Wright (there’s that guy again) walked in Labrum’s fashion week runway show the year before the kit release. The brand designed clothes for Bukayo Saka, born in London to Nigerian parents, and Reiss Nelson, who like Wright was born in London with Jamaican heritage. Labrum hosted a runway show at the Emirates in 2024 with players among the models.
It’s North London. It’s Arsenal. It’s real. That’s why it works.
It’s also cool. There is no other way to put it. The adidas x Arsenal kit release videos are one part hype track, another part music video, weaving together color, sound, style, club history, with the next year’s jersey.
Cool is an important part of urban fashion and Arsenal have embraced the urbanicity of North London, collaborating with streetwear brands for custom ranges that have been wildly popular.

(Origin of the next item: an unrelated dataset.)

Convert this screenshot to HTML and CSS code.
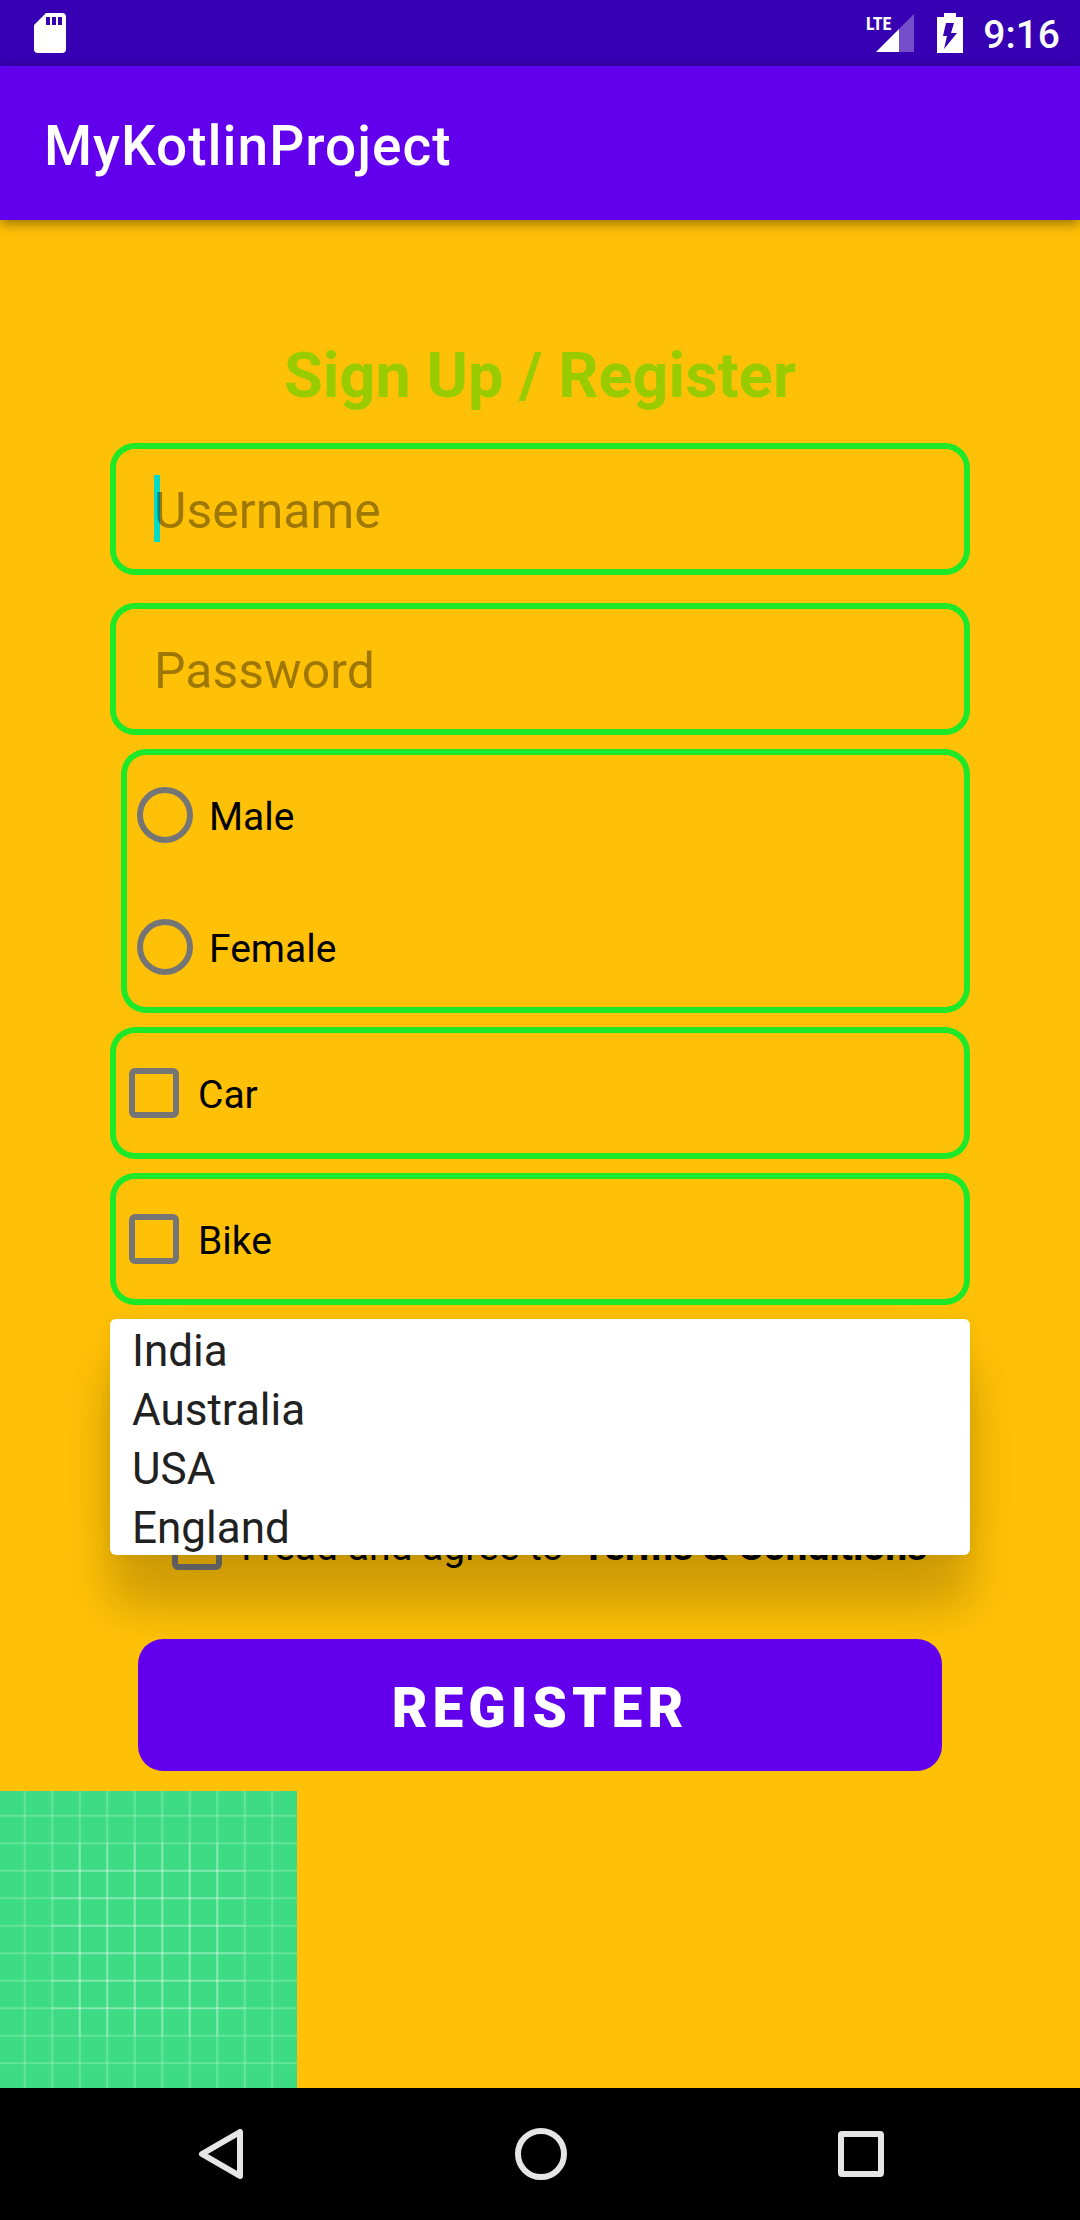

The collaboration with Aries sold out the bomber jackets almost immediately on release. In 2023, the adidas x Arsenal x Maharishi line combined the brand’s camouflage strengths with the Lunar Year of the Dragon to reimagine Gunnersaurus as a dragon for unique lifestyle pieces.
True to club ethos, Arsenal have included the women’s team in pushing the connection between football and fashion. The collaboration with Stella McCartney was the first of its kind and produced a beautiful, 10-piece collection. Remember what I said earlier about the Arsenal red being plain? Well, Stella McCartney combining it with her signature leopard prints would beg to differ.
Arsenal haven’t slowed down on the fashion front. Declan Rice posed for a spread in the May edition of Vogue, wearing, among other things, a Burberry suit. Bukayo Saka is a regular posing for high fashion adverts. The club are in the process of releasing the 2026-27 range of kits – a fashion event in and of itself. The red debuted in mid-May. The release video? Players on the phone with supporters, talking about the club, home, and the Arsenal connection.